The last month has been reminiscent of a time 40 years ago, in the late 60s when all hell broke loose. Powerlessness and acceptance of injustice were cast aside, as people took to the streets in the U.S. and around the world. In 2010 we saw a foreshadowing of this renewed restlessness when the Tea Party rose up out of, what seemed like, nothing and nowhere. In 2011, it’s been Tunisia, Egypt, Bahrain — Wisconsin — Libya, Ohio, Indiana, Michigan. Everyone’s getting in the act: This past Friday the majority of the Detroit Pistons’ basketball players (who, unlike the revolutionaries, dispute that they were acting in concert) skipped or came late to a mandatory practice. Coach Kuester came down hard, benching the whole lot of them. These are uneasy days for presidents, monarchs, dictators, and coaches. What about for everyday leaders? Anything for us to learn?
Hopefully, we’re inspired! In the Middle East these individuals have risen up at great risk. Ghadaffi has allegedly murdered thousands so far. Now, those protesters were showing some major “everyday leadership.” Can’t say I’ve ever taken a risk a hundredth so high.
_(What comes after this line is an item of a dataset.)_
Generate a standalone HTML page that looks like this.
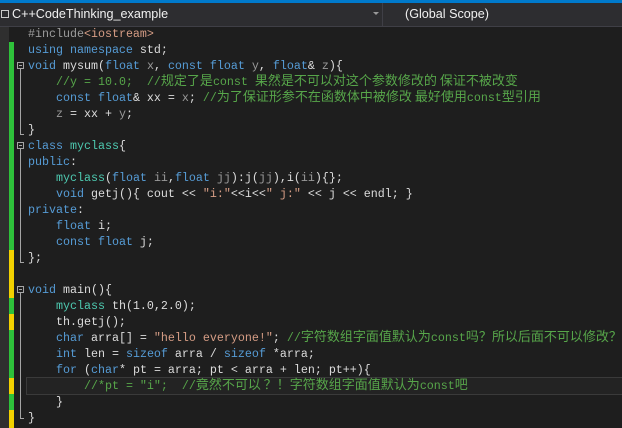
<!DOCTYPE html><html><head><meta charset="utf-8"><style>
body{margin:0;width:622px;height:428px;background:#1e1e1e;overflow:hidden;position:relative;font-family:"Liberation Mono",monospace}
.top{position:absolute;left:0;top:0;width:622px;height:3px;background:#007acc}
.hdr{position:absolute;left:0;top:3px;width:622px;height:23px;background:#2d2d30;border-bottom:1px solid #3f3f46;font-family:"Liberation Sans",sans-serif;font-size:12.6px;color:#f1f1f1}
.gut{position:absolute;left:0;top:27px;width:9px;height:401px;background:#2f2f2f}
.bar{position:absolute;left:9px;width:5px}
.ln{position:absolute;left:28px;height:16px;line-height:16px;font-size:11.67px;color:#dcdcdc;white-space:pre}
.c{font-family:"Noto Sans CJK SC",sans-serif;font-size:13px;line-height:8px}
.k{color:#569cd6}.t{color:#4ec9b0}.m{color:#57a64a}.s{color:#d69d85}.p{color:#9a9a9a}.pp{color:#9b9b9b}
.fb{position:absolute;left:17px;width:7px;height:7px;border:1px solid #a5a5a5;box-sizing:border-box}
.fb:after{content:"";position:absolute;left:1px;top:2px;width:3px;height:1px;background:#a5a5a5}
.gl{position:absolute;left:20px;width:1px;background:#a5a5a5}
.ge{position:absolute;left:20px;width:4px;height:1px;background:#a5a5a5}
</style></head><body>
<div class="top"></div>
<div class="hdr">
<div style="position:absolute;left:1px;top:7px;width:8px;height:8px;border:1px solid #ccc;box-sizing:border-box"></div>
<div style="position:absolute;left:12px;top:4px">C++CodeThinking_example</div>
<div style="position:absolute;left:373px;top:9px;width:0;height:0;border-left:3px solid transparent;border-right:3px solid transparent;border-top:3px solid #999"></div>
<div style="position:absolute;left:382px;top:0;width:1px;height:23px;background:#3f3f46"></div>
<div style="position:absolute;left:405px;top:4px">(Global Scope)</div>
</div>
<div class="gut"></div>
<div class="bar" style="top:42px;height:208px;background:#2ec13a"></div>
<div class="bar" style="top:250px;height:48px;background:#f2d100"></div>
<div class="bar" style="top:298px;height:16px;background:#2ec13a"></div>
<div class="bar" style="top:314px;height:16px;background:#f2d100"></div>
<div class="bar" style="top:330px;height:48px;background:#2ec13a"></div>
<div class="bar" style="top:378px;height:16px;background:#f2d100"></div>
<div class="bar" style="top:394px;height:16px;background:#2ec13a"></div>
<div class="bar" style="top:410px;height:18px;background:#f2d100"></div>
<div style="position:absolute;left:26px;top:377px;width:596px;height:16px;border:1px solid #3a3a3a;background:#232323"></div>
<div class="fb" style="top:62px"></div><div class="gl" style="top:69px;height:65px"></div><div class="ge" style="top:134px"></div>
<div class="fb" style="top:142px"></div><div class="gl" style="top:149px;height:113px"></div><div class="ge" style="top:262px"></div>
<div class="fb" style="top:286px"></div><div class="gl" style="top:293px;height:125px"></div><div class="ge" style="top:418px"></div>
<div class="ln" style="top:26px"><span class="pp">#include</span><span class="s">&lt;iostream&gt;</span></div>
<div class="ln" style="top:42px"><span class="k">using namespace</span> std;</div>
<div class="ln" style="top:58px"><span class="k">void</span> mysum(<span class="k">float</span> <span class="p">x</span>, <span class="k">const float</span> <span class="p">y</span>, <span class="k">float</span>&amp; <span class="p">z</span>){</div>
<div class="ln" style="top:74px">    <span class="m">//y = 10.0;  //<span class="c">规定了是</span>const <span class="c">果然是不可以对这个参数修改的 保证不被改变</span></span></div>
<div class="ln" style="top:90px">    <span class="k">const float</span>&amp; xx = <span class="p">x</span>; <span class="m">//<span class="c">为了保证形参不在函数体中被修改 最好使用</span>const<span class="c">型引用</span></span></div>
<div class="ln" style="top:106px">    <span class="p">z</span> = xx + <span class="p">y</span>;</div>
<div class="ln" style="top:122px">}</div>
<div class="ln" style="top:138px"><span class="k">class</span> <span class="t">myclass</span>{</div>
<div class="ln" style="top:154px"><span class="k">public</span>:</div>
<div class="ln" style="top:170px">    <span class="t">myclass</span>(<span class="k">float</span> <span class="p">ii</span>,<span class="k">float</span> <span class="p">jj</span>):j(<span class="p">jj</span>),i(<span class="p">ii</span>){};</div>
<div class="ln" style="top:186px">    <span class="k">void</span> getj(){ cout &lt;&lt; <span class="s">"i:"</span>&lt;&lt;i&lt;&lt;<span class="s">" j:"</span> &lt;&lt; j &lt;&lt; endl; }</div>
<div class="ln" style="top:202px"><span class="k">private</span>:</div>
<div class="ln" style="top:218px">    <span class="k">float</span> i;</div>
<div class="ln" style="top:234px">    <span class="k">const float</span> j;</div>
<div class="ln" style="top:250px">};</div>
<div class="ln" style="top:282px"><span class="k">void</span> main(){</div>
<div class="ln" style="top:298px">    <span class="t">myclass</span> th(1.0,2.0);</div>
<div class="ln" style="top:314px">    th.getj();</div>
<div class="ln" style="top:330px">    <span class="k">char</span> arra[] = <span class="s">"hello everyone!"</span>; <span class="m">//<span class="c">字符数组字面值默认为</span>const<span class="c">吗？所以后面不可以修改？</span></span></div>
<div class="ln" style="top:346px">    <span class="k">int</span> len = <span class="k">sizeof</span> arra / <span class="k">sizeof</span> *arra;</div>
<div class="ln" style="top:362px">    <span class="k">for</span> (<span class="k">char</span>* pt = arra; pt &lt; arra + len; pt++){</div>
<div class="ln" style="top:378px">        <span class="m">//*pt = "i";  //<span class="c">竟然不可以 ？！字符数组字面值默认为</span>const<span class="c">吧</span></span></div>
<div class="ln" style="top:394px">    }</div>
<div class="ln" style="top:410px">}</div>
</body></html>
Second, we should be encouraged by these acts of grassroots leaders. Much has been written about the role of Facebook and cell phones, and that is surely true. But they were people organizing for change – against monstrous forces of resistance. Somewhere, we can be sure, there were small cadres of Margaret Mead’s famously called a “small group of committed, citizens [who] can change the world.” Successful everyday leaders – unlike the tyrants they are toppling – always collaborate with others.
Finally, those of us “in power” – as parents, bosses, owners, managers, priests, teachers, principals, etc., – should pay attention. These revolutions did not spring from nothing. There were long-standing grievances. And there were costs being paid long before the revolutions came. People cheat their cheating governments. Organized labor fights the government (or corporation) that should have been their partners. Basketball players were far from giving their best in their mediocre season with a coach they’d lost respect for. So, they all finally exploded out of their higher-ups failures to create genuine communication. I don’t know the personal inside of any of these situations, but I can’t help but think that the standoff and mutiny facing Wisconsin Governor Walker, like that faced by Pistons’ Coach Kuester, has an awful lot to do with not being willing to the do the hard work of seeing others’ perspectives; the hard work of seeking win-win ends; and the hard work of reaching a compelling enough shared vision that their followers would genuinely be willing to seek win-win as well.
It’s easy to see ourselves on the side of the little guy, taking to the streets. But most of us in one way or another are also “the big guy,” and we’d best listen hard and long to those who labor under our regimes. You might ask your peeps this week, “Hey, what am I not seeing as parent/boss/etc., that you think I should know about to help support you in your work?” Listening, to . . .
Lead with your best self,
p.s. Thanks to SO MANY of you who helped out my buddy Mick. I mailed him a check for $625 today from sales of Be Real which he edited perfectly. He’s on Day +5 and waiting hopefully for his brother’s cells to now start multiplying and fortifying him. Your continued prayers are appreciated.